● Work to be completed: Spot each line that carries the word "page"; copy those lines.
* START Data listing *
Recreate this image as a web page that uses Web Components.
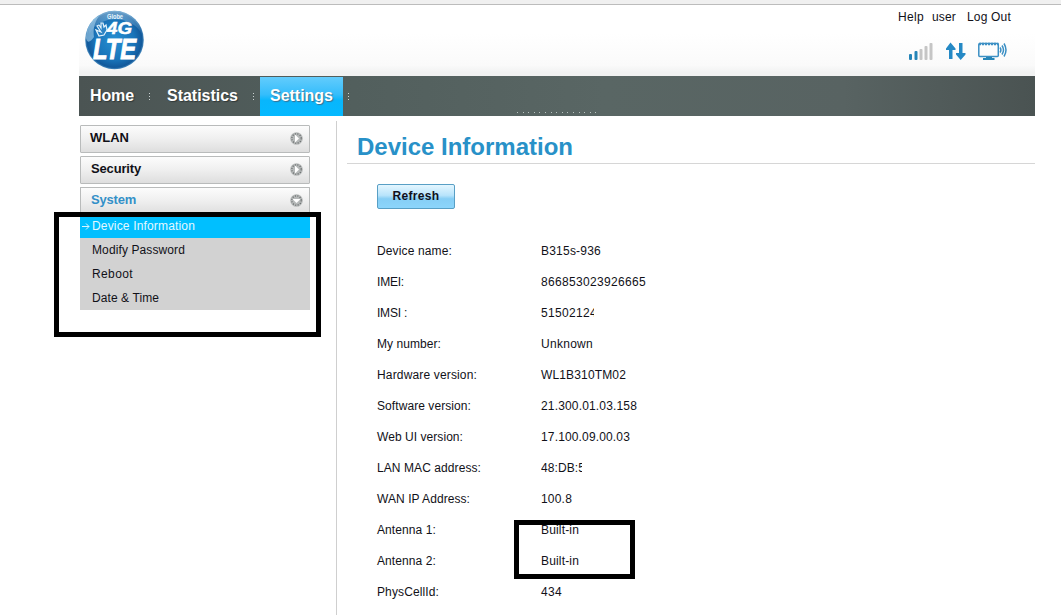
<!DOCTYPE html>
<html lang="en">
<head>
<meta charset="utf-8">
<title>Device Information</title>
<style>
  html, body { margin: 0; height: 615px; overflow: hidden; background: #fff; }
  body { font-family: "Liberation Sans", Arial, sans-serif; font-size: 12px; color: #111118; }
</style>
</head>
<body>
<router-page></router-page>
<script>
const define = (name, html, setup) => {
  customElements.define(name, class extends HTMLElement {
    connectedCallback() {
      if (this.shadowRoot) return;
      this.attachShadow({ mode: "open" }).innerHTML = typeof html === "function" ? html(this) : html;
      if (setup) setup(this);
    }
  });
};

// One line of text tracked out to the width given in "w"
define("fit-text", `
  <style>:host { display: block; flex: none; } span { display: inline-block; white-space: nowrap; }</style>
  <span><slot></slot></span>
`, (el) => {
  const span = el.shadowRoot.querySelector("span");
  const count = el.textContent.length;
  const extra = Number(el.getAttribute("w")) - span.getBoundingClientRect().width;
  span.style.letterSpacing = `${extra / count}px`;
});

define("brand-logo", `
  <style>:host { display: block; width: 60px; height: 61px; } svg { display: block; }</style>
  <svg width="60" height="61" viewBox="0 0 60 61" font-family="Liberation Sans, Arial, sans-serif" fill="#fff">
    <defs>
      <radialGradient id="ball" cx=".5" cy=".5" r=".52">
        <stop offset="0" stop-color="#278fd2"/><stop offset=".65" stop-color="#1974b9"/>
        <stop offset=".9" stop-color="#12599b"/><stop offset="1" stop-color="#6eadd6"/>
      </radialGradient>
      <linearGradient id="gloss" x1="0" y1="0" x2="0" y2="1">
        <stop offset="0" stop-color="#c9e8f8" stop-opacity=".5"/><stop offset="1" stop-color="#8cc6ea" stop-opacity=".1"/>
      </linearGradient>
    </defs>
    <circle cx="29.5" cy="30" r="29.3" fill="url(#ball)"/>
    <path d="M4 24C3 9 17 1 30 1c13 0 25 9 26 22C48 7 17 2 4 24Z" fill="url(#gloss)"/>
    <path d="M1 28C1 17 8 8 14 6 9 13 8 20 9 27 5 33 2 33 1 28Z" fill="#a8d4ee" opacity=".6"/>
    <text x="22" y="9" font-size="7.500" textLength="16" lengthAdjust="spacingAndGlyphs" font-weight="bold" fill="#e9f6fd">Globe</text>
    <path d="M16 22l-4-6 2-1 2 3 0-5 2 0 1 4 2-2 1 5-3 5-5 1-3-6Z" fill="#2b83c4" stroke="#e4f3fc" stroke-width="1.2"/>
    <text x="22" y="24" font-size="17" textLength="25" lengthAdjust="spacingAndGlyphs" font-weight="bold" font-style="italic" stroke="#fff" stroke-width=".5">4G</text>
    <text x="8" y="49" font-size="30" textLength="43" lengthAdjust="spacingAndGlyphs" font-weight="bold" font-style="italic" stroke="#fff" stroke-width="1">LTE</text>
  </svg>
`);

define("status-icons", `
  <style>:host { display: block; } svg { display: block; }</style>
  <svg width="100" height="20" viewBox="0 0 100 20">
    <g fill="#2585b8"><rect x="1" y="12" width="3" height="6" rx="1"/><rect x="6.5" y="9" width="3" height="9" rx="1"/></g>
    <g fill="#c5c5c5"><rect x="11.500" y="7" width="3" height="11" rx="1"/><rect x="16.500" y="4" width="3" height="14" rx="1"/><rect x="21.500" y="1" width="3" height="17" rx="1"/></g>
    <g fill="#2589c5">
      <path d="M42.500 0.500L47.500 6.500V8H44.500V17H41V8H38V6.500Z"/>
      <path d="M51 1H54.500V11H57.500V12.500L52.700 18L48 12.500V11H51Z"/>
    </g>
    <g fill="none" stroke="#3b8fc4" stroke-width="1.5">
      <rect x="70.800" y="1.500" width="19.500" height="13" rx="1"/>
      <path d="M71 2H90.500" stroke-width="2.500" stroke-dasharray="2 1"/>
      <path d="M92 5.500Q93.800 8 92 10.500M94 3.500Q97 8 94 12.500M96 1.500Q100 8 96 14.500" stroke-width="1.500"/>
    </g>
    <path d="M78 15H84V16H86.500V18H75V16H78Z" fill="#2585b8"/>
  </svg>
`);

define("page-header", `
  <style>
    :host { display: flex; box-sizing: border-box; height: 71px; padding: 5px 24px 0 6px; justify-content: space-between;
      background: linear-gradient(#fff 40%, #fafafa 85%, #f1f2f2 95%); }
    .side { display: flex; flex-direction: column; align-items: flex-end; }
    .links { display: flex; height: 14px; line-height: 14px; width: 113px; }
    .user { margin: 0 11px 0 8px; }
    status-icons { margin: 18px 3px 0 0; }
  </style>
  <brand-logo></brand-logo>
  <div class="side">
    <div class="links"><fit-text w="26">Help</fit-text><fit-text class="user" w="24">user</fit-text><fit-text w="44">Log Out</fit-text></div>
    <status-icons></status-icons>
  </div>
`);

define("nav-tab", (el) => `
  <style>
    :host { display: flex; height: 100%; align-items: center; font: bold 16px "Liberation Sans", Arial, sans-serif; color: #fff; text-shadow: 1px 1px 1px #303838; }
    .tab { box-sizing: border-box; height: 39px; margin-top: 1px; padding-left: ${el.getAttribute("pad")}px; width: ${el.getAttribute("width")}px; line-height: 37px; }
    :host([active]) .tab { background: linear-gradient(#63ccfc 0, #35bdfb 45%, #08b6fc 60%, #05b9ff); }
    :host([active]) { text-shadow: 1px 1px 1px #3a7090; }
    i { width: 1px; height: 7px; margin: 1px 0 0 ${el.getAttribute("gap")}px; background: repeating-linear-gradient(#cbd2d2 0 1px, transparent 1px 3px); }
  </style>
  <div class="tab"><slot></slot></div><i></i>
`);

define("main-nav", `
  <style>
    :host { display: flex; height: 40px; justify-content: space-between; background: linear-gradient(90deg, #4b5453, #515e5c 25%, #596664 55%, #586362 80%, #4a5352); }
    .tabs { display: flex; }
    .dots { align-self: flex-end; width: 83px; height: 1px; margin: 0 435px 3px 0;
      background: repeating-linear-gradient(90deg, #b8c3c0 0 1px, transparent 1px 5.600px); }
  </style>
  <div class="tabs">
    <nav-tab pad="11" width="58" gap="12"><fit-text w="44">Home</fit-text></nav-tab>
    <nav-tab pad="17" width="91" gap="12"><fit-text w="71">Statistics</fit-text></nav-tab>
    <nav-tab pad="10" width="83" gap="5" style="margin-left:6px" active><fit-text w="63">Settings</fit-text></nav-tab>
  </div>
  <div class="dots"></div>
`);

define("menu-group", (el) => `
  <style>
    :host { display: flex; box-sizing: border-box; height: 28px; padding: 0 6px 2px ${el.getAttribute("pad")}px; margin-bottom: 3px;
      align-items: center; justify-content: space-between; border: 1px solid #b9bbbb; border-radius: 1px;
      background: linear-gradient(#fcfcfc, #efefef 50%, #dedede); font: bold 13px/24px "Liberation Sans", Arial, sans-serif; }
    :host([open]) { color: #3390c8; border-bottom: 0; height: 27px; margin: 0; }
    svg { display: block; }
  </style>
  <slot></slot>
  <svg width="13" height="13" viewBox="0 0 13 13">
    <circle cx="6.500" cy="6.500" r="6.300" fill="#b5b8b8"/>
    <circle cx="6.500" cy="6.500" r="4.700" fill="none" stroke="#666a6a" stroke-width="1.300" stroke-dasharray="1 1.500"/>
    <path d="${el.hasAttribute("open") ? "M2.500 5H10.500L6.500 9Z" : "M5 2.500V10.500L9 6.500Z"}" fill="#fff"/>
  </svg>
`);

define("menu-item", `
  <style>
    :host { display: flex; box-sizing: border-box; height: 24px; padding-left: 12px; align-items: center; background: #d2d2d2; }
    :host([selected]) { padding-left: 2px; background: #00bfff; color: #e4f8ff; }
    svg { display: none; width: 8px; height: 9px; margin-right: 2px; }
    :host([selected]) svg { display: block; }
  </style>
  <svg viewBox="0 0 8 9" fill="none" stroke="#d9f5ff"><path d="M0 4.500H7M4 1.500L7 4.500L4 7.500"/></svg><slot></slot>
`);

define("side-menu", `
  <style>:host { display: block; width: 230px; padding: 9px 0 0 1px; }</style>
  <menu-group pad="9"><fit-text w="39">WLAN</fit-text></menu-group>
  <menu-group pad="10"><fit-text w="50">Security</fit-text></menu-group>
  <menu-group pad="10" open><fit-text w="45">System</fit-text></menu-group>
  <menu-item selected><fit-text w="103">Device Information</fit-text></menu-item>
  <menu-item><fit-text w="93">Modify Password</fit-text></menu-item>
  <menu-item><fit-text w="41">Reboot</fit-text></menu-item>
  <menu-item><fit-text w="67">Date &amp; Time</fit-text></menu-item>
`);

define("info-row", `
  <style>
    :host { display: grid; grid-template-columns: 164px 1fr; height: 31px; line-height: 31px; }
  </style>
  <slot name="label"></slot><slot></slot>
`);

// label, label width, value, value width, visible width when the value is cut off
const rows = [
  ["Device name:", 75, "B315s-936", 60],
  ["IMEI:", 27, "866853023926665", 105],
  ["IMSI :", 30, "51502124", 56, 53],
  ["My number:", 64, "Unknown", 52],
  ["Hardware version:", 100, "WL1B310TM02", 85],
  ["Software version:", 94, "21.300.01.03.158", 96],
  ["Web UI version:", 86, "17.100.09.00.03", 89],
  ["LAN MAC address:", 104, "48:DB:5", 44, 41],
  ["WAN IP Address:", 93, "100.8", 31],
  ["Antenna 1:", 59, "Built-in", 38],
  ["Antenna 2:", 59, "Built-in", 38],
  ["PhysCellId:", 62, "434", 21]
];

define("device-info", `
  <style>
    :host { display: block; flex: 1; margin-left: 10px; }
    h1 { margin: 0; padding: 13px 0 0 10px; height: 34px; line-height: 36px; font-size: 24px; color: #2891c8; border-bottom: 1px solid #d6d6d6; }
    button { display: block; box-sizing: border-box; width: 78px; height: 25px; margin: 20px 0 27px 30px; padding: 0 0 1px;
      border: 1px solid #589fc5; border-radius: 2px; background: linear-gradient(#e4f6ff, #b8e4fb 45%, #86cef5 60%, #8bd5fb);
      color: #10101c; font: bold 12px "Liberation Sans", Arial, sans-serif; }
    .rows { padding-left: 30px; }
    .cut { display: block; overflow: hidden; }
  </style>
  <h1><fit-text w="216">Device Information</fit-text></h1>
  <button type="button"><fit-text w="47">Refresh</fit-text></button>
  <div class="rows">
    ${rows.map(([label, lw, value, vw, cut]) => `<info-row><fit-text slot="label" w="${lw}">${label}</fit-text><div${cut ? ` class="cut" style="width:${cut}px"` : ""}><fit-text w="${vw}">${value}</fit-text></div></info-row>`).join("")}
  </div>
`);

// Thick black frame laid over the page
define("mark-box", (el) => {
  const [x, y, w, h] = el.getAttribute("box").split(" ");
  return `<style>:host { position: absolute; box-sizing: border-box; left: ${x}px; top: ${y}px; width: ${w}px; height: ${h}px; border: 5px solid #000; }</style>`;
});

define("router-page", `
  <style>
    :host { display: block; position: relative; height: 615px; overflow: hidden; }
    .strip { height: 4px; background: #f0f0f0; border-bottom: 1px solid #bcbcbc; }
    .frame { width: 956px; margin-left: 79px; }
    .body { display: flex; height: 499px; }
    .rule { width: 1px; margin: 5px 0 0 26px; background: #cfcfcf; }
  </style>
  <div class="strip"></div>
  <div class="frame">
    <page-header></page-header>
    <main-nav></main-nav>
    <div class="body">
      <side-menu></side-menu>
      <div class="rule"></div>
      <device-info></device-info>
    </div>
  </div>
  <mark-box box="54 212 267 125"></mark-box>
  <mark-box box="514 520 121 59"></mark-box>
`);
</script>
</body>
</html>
* END Data listing *
* START Data listing *
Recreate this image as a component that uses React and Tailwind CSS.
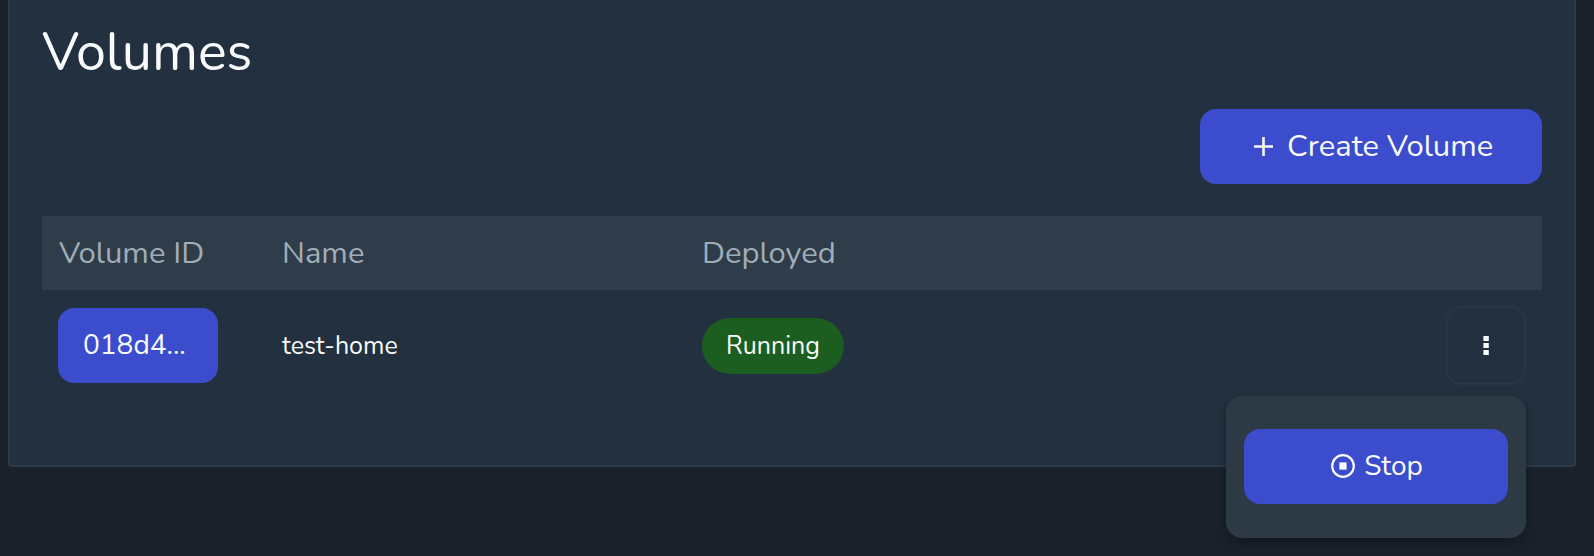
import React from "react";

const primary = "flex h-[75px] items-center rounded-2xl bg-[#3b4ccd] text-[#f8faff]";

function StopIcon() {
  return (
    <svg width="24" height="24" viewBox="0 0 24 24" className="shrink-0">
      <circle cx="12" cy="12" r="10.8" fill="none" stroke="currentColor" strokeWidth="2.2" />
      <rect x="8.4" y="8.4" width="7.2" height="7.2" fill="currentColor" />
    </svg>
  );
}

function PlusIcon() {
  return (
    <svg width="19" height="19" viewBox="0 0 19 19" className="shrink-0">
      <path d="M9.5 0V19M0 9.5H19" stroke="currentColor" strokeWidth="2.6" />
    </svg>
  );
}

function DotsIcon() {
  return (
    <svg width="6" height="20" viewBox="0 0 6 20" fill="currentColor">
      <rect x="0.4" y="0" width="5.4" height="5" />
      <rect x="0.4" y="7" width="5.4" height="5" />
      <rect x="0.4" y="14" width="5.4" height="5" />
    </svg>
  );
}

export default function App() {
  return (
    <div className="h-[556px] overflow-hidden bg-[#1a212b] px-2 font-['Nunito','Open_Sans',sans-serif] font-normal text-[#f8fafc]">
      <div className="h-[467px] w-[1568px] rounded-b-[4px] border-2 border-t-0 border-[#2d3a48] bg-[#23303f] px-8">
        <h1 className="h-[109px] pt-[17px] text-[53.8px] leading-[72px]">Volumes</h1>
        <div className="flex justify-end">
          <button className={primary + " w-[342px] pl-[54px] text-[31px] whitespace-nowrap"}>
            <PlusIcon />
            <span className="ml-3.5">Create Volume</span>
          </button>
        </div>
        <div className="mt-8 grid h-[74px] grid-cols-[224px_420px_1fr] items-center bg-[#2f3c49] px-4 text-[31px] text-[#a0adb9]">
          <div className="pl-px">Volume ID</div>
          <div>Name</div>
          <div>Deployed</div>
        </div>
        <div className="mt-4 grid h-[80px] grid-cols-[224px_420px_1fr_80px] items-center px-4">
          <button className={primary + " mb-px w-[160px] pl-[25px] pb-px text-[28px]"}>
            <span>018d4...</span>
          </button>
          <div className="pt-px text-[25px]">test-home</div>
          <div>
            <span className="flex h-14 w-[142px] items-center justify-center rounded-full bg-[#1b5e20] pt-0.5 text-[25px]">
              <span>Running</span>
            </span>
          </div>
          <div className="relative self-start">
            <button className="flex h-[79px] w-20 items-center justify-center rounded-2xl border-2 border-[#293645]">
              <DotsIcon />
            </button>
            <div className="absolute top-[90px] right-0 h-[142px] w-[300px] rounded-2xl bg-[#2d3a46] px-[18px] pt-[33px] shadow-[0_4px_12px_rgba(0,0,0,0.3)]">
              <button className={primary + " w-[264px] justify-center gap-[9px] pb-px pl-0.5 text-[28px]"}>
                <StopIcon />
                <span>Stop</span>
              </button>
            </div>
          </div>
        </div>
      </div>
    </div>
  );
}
* END Data listing *
● Written response:
Recreate this image as a web page that uses Web Components.
<router-page></router-page>
define("page-header", `
// Thick black frame laid over the page
define("router-page", `
    <page-header></page-header>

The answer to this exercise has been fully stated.